Buses pilotées sur le pulvérisateur
Côté matériels, DiiMotion a développé un dispositif de pilotage des buses par des capteurs à ultrasons pour ne pas traiter dans les “trous” de végétation. L’économie mesuré en début de végétation grâce à ce SMAC s’élève à 25%, explique le concepteur.
Praysbee a de son côté travaillé à des doubles buses oscillantes qui évitent le besoin d’un flux d’air en vigne. Son système Wulp réduit ainsi la dérive tout en assurant une bonne couverture.
Agrilive assure pour sa part la traçabilité des chantiers de pulvérisation avec un boîtier géolocalisé installé dans la cabine du tracteur.
Enfin, Kapsera protège les produits de biocontrôle dans des micro-capsules d’alginate pour mieux les conserver et ainsi améliorer leur efficacité.

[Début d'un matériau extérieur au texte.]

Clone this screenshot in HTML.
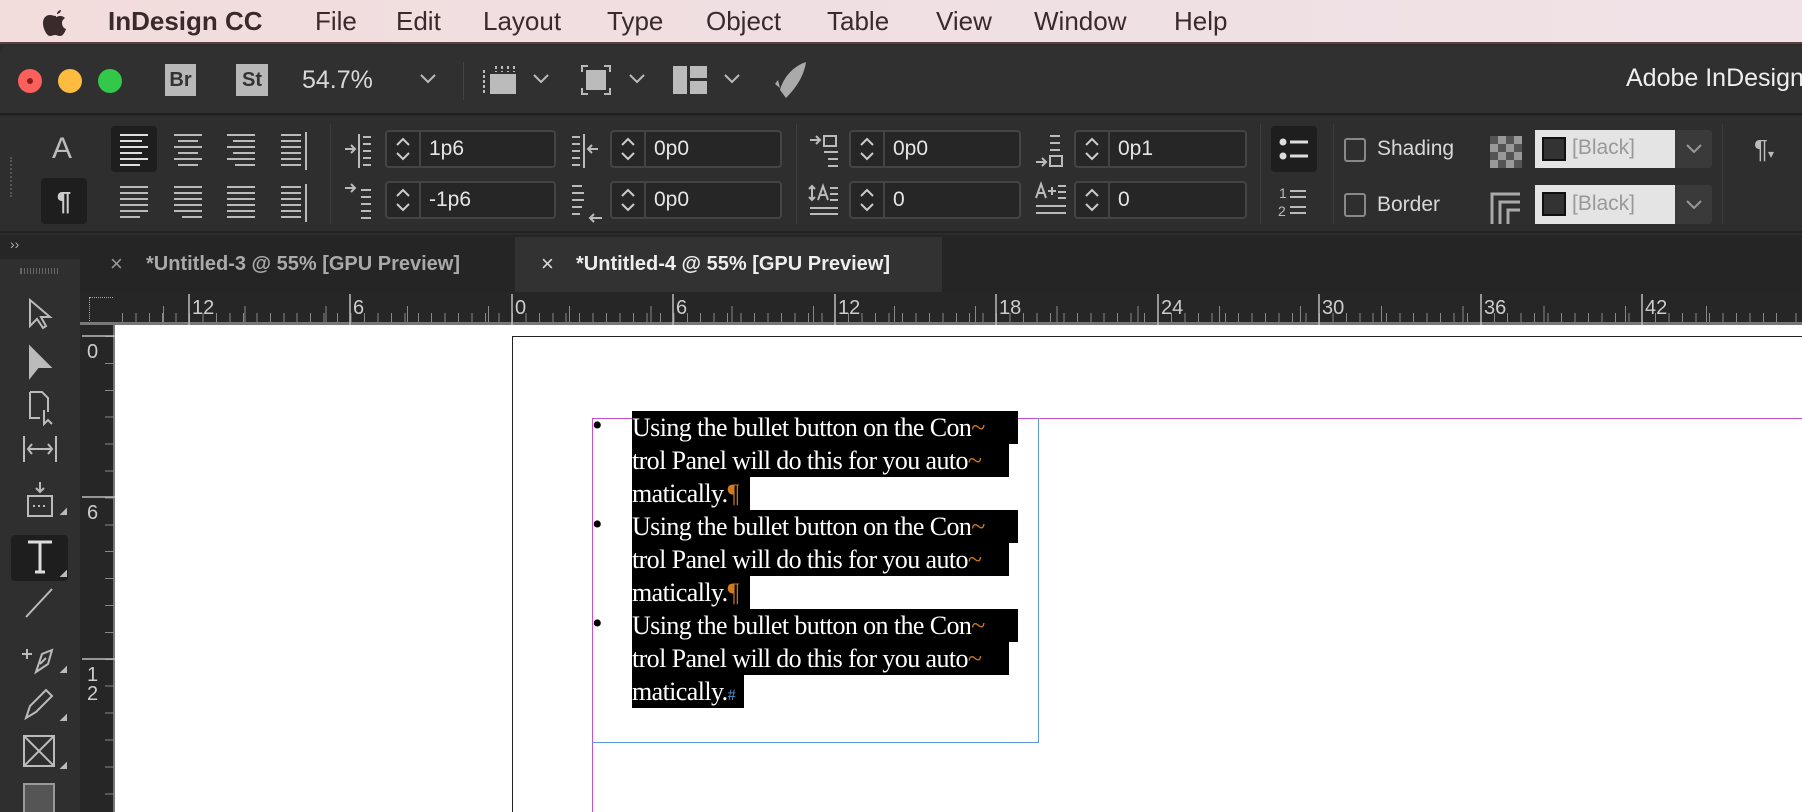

Les chimistes pas en reste dans la préparation de la pulvérisation de demain
Du côté des grandes maisons, De Sangosse propose des adjuvants capables de réduire significativement la dose homologuée dans certaines conditions, ou de réduire la dérive.
Autre fournisseur, Corteva expérimente le désherbage localisé combinant outil et anti-germinatif (Grifherbi). Le but: l’application de l’herbicide doit retarder le passage d’outil suivant. Un kit pour équiper un matériel de travail du sol est d’ailleurs disponible chez Buisard. Chloé Rambert a souligné que les résultats s’avèrent très différents d’une région à l’autre et selon la flore présente mais que la technique donne satisfaction.
Les drones dans l’attente
Cette journée inter-filières a également donné l’occasion de faire le point sur les traitements par drone, avec le projet Pulvédrone. Xavier Delpuech (IFV), a précisé que l’ANSES examine actuellement le dossier pour éventuellement ouvrir les possibilités d’emploi de ces engins. L’entreprise Reflet du Monde a montré qu’en attendant, elle sait aujourd’hui réaliser d’autres travaux que la pulvérisation avec son Agridrone. En particulier l’épandage de trichogrammes, de semences de couverts végétaux, de phéromones ou de biocides.